EDF's Bouchain combined cycle plant - the first commercial application of GE's all-air-cooled 9HA gas turbine - achieved an efficiency of 62.22% (ISO conditions) during commissioning, a new world record.

EDF’s Bouchain combined cycle plant – the first commercial application of GE’s all-air-cooled 9HA gas turbine – achieved an efficiency of 62.22% (ISO conditions) during commissioning, a new world record, recognised as such by Guinness World Records. The previous best was 61.5%, set by the Siemens H class combined cycle plant at the Fortuna unit of Stadtwerke Düsseldorf’s Lausward power station (profiled in the May 2016 edition of Modern Power Systems).

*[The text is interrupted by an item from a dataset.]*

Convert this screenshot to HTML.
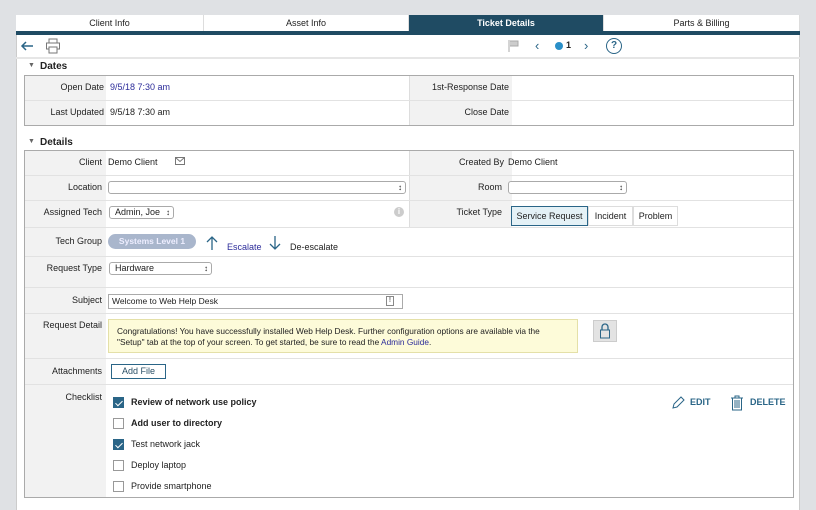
<!DOCTYPE html>
<html><head><meta charset="utf-8"><style>
*{margin:0;padding:0;box-sizing:border-box}
body{width:816px;height:510px;background:#dfe1e4;font-family:"Liberation Sans",sans-serif;font-size:9px;color:#222;position:relative;overflow:hidden}
.a{position:absolute}
.panel{left:16px;top:15px;width:784px;height:495px;background:#fff;border-left:1px solid #ccc;border-right:1px solid #ccc}
.tab{top:15px;height:16px;text-align:center;line-height:16px;font-size:9px;border-right:1px solid #ddd;background:#fff}
.lab{text-align:right;color:#222}
.lc{background:#f2f2f2}
.hl{height:1px;background:#e2e2e2}
.sel{border:1px solid #aaa;border-radius:3px;background:#fff;height:13px;font-size:9px;padding-left:5px;line-height:11px}
.sel:after{content:"\2195";position:absolute;right:3px;top:0;font-size:8px}
.cb{width:11px;height:11px;border:1px solid #999;background:#fff}
.cb.on{background:#2a6587;border-color:#2a6587}
.cb.on:after{content:"";position:absolute;left:3px;top:1px;width:3px;height:6px;border:solid #fff;border-width:0 1px 1px 0;transform:rotate(45deg)}
</style></head><body>
<div class="a panel"></div>
<div class="a tab" style="left:16px;width:188px">Client Info</div>
<div class="a tab" style="left:204px;width:205px">Asset Info</div>
<div class="a tab" style="left:409px;width:195px;background:#1f4b63;color:#fff;font-weight:bold">Ticket Details</div>
<div class="a tab" style="left:604px;width:196px">Parts &amp; Billing</div>
<div class="a" style="left:16px;top:31px;width:784px;height:4px;background:#1f4b63"></div>
<!-- toolbar -->
<svg class="a" style="left:20px;top:39px" width="14" height="14"><path d="M13 7H2M6 3L2 7l4 4" stroke="#2a6587" stroke-width="1.5" fill="none"/></svg>
<svg class="a" style="left:45px;top:38px" width="16" height="16"><rect x="4" y="1" width="8" height="4" fill="none" stroke="#777"/><rect x="1.5" y="5" width="13" height="6" fill="none" stroke="#777"/><rect x="4" y="9" width="8" height="6" fill="#fff" stroke="#777"/></svg>
<svg class="a" style="left:508px;top:40px" width="12" height="12"><path d="M1 0v12M2 1h8v5H2" stroke="#aaa" fill="#ccc"/></svg>
<div class="a" style="left:535px;top:38px;font-size:13px;color:#2a6587">&#8249;</div>
<div class="a" style="left:555px;top:42px;width:8px;height:8px;border-radius:50%;background:#2a8fc8"></div>
<div class="a" style="left:566px;top:40px;font-weight:bold;font-size:9px">1</div>
<div class="a" style="left:584px;top:38px;font-size:13px;color:#2a6587">&#8250;</div>
<div class="a" style="left:606px;top:38px;width:16px;height:16px;border:1.5px solid #2a6587;border-radius:50%;text-align:center;line-height:13px;font-weight:bold;color:#2a6587;font-size:10px">?</div>
<div class="a hl" style="left:16px;top:57px;width:784px;height:2px;background:#e6e6e6"></div>
<!-- Dates -->
<div class="a" style="left:28px;top:62px;font-size:7px;color:#666">&#9660;</div>
<div class="a" style="left:40px;top:61px;font-size:10px;font-weight:bold">Dates</div>
<div class="a" style="left:24px;top:75px;width:770px;height:51px;border:1px solid #aaa"></div>
<div class="a lc" style="left:25px;top:76px;width:81px;height:49px"></div>
<div class="a lc" style="left:410px;top:76px;width:102px;height:49px"></div>
<div class="a" style="left:409px;top:76px;width:1px;height:49px;background:#ddd"></div>
<div class="a hl" style="left:25px;top:100px;width:768px"></div>
<div class="a lab" style="left:25px;top:82px;width:79px">Open Date</div>
<div class="a" style="left:110px;top:82px;color:#2c2c9a">9/5/18 7:30 am</div>
<div class="a lab" style="left:25px;top:107px;width:79px">Last Updated</div>
<div class="a" style="left:110px;top:107px">9/5/18 7:30 am</div>
<div class="a lab" style="left:410px;top:82px;width:99px">1st-Response Date</div>
<div class="a lab" style="left:410px;top:107px;width:99px">Close Date</div>
<!-- Details -->
<div class="a" style="left:28px;top:138px;font-size:7px;color:#666">&#9660;</div>
<div class="a" style="left:40px;top:137px;font-size:10px;font-weight:bold">Details</div>
<div class="a" style="left:24px;top:150px;width:770px;height:348px;border:1px solid #aaa"></div>
<div class="a lc" style="left:25px;top:151px;width:81px;height:346px"></div>
<div class="a lc" style="left:410px;top:151px;width:102px;height:76px"></div>
<div class="a" style="left:409px;top:151px;width:1px;height:76px;background:#ddd"></div>
<div class="a hl" style="left:25px;top:175px;width:768px"></div>
<div class="a hl" style="left:25px;top:200px;width:768px"></div>
<div class="a hl" style="left:25px;top:227px;width:768px"></div>
<div class="a hl" style="left:25px;top:256px;width:768px"></div>
<div class="a hl" style="left:25px;top:287px;width:768px"></div>
<div class="a hl" style="left:25px;top:313px;width:768px"></div>
<div class="a hl" style="left:25px;top:358px;width:768px"></div>
<div class="a hl" style="left:25px;top:384px;width:768px"></div>
<div class="a lab" style="left:25px;top:157px;width:77px">Client</div>
<div class="a" style="left:108px;top:157px">Demo Client</div>
<svg class="a" style="left:175px;top:157px" width="10" height="8"><rect x=".5" y=".5" width="9" height="7" fill="none" stroke="#777"/><path d="M.5 .5l4.5 4 4.5-4" stroke="#777" fill="none"/></svg>
<div class="a lab" style="left:410px;top:157px;width:94px">Created By</div>
<div class="a" style="left:508px;top:157px">Demo Client</div>
<div class="a lab" style="left:25px;top:182px;width:77px">Location</div>
<div class="a sel" style="left:108px;top:181px;width:298px"></div>
<div class="a lab" style="left:410px;top:182px;width:92px">Room</div>
<div class="a sel" style="left:508px;top:181px;width:119px"></div>
<div class="a lab" style="left:25px;top:207px;width:77px">Assigned Tech</div>
<div class="a sel" style="left:109px;top:206px;width:65px">Admin, Joe</div>
<div class="a" style="left:394px;top:207px;width:10px;height:10px;border-radius:50%;background:#ccc;color:#fff;font-size:8px;text-align:center;line-height:10px;font-weight:bold">i</div>
<div class="a lab" style="left:410px;top:207px;width:92px">Ticket Type</div>
<div class="a" style="left:511px;top:206px;width:77px;height:20px;border:1px solid #2a6587;background:#e4f1f6;text-align:center;line-height:18px">Service Request</div>
<div class="a" style="left:588px;top:206px;width:45px;height:20px;border:1px solid #ddd;text-align:center;line-height:18px">Incident</div>
<div class="a" style="left:633px;top:206px;width:45px;height:20px;border:1px solid #ddd;text-align:center;line-height:18px">Problem</div>
<div class="a lab" style="left:25px;top:236px;width:77px">Tech Group</div>
<div class="a" style="left:108px;top:234px;width:88px;height:15px;border-radius:8px;background:#a9b6cc;color:#eef;font-weight:bold;text-align:center;line-height:15px;font-size:8.5px">Systems Level 1</div>
<svg class="a" style="left:206px;top:236px" width="12" height="14"><path d="M6 14V1M1 6l5-5 5 5" stroke="#2a6587" stroke-width="1.3" fill="none"/></svg>
<div class="a" style="left:227px;top:242px;color:#2c2c9a">Escalate</div>
<svg class="a" style="left:269px;top:236px" width="12" height="14"><path d="M6 0v13M1 8l5 5 5-5" stroke="#2a6587" stroke-width="1.3" fill="none"/></svg>
<div class="a" style="left:290px;top:242px">De-escalate</div>
<div class="a lab" style="left:25px;top:263px;width:77px">Request Type</div>
<div class="a sel" style="left:109px;top:262px;width:103px">Hardware</div>
<div class="a lab" style="left:25px;top:295px;width:77px">Subject</div>
<div class="a" style="left:108px;top:294px;width:295px;height:15px;border:1px solid #aaa;line-height:13px;padding-left:3px;font-size:8.5px">Welcome to Web Help Desk</div>
<div class="a" style="left:386px;top:296px;width:8px;height:10px;border:1px solid #888;font-size:7px;text-align:center;line-height:8px">!</div>
<div class="a lab" style="left:25px;top:320px;width:77px">Request Detail</div>
<div class="a" style="left:108px;top:319px;width:470px;height:34px;background:#fdfbd9;border:1px solid #e4e0a8;padding:6px 8px;font-size:8.3px;line-height:11px">Congratulations! You have successfully installed Web Help Desk. Further configuration options are available via the "Setup" tab at the top of your screen. To get started, be sure to read the <span style="color:#2c2c9a">Admin Guide</span>.</div>
<div class="a" style="left:593px;top:320px;width:24px;height:22px;background:#e3e3e3;border:1px solid #ccc"></div>
<svg class="a" style="left:599px;top:323px" width="12" height="16"><path d="M3 7V4a3 3 0 0 1 6 0v3" stroke="#2a6587" fill="none" stroke-width="1.3"/><rect x="1.5" y="7" width="9" height="8" fill="none" stroke="#2a6587"/></svg>
<div class="a lab" style="left:25px;top:366px;width:77px">Attachments</div>
<div class="a" style="left:111px;top:364px;width:55px;height:15px;border:1px solid #2a6587;text-align:center;line-height:13px;color:#2a4f66">Add File</div>
<div class="a lab" style="left:25px;top:392px;width:77px">Checklist</div>
<div class="a cb on" style="left:113px;top:397px"></div><div class="a" style="left:131px;top:397px;font-weight:bold">Review of network use policy</div>
<div class="a cb" style="left:113px;top:418px"></div><div class="a" style="left:131px;top:418px;font-weight:bold">Add user to directory</div>
<div class="a cb on" style="left:113px;top:439px"></div><div class="a" style="left:131px;top:439px">Test network jack</div>
<div class="a cb" style="left:113px;top:460px"></div><div class="a" style="left:131px;top:460px">Deploy laptop</div>
<div class="a cb" style="left:113px;top:481px"></div><div class="a" style="left:131px;top:481px">Provide smartphone</div>
<svg class="a" style="left:671px;top:395px" width="14" height="15"><path d="M2 13l1-4 7-7 3 3-7 7z" stroke="#2a6587" fill="none"/></svg>
<div class="a" style="left:690px;top:397px;font-weight:bold;color:#2a6587">EDIT</div>
<svg class="a" style="left:730px;top:394px" width="14" height="17"><path d="M1 4h12M5 4V2h4v2M2.5 4v12h9V4M5 6v8M7 6v8M9 6v8" stroke="#2a6587" fill="none"/></svg>
<div class="a" style="left:750px;top:397px;font-weight:bold;color:#2a6587">DELETE</div>
</body></html>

And the 62.22% combined cycle efficiency, remarkable as it is, is "a beginning not an ending for us", said Joe Mastrangelo, GE Power’s president and CEO of gas power systems. "We’ve got technology programmes that take us above 63%, with a march to 65% by the beginning of the next decade."  
The 605 MW Bouchain plant, "co-developed and designed" by GE and EDF, was officially inaugurated on 17 June.
Like Siemens, GE also emphasises the flexibility of its HA based combined cycle plants, reported to be capable of reaching full power from "cold standstill" in less than 30 minutes. This will be important for Bouchain (as for other combined cycle units struggling to make money in current European power market conditions), which is expected to operate for only 2500-3500 hours per year, more than 100 starts/stops.
In addition GE sees Bouchain as a leading example of its "digital power plant" concept, with hundreds of extra sensors installed, providing "significant data capture", according to Paul McElhinney president & CEO, GE Power Services. When combined with "the digital capability which the company has been building up over the past couple of years" this is expected to help avoid unplanned outage, optimise operation and substantially reduce lifecycle O&M costs.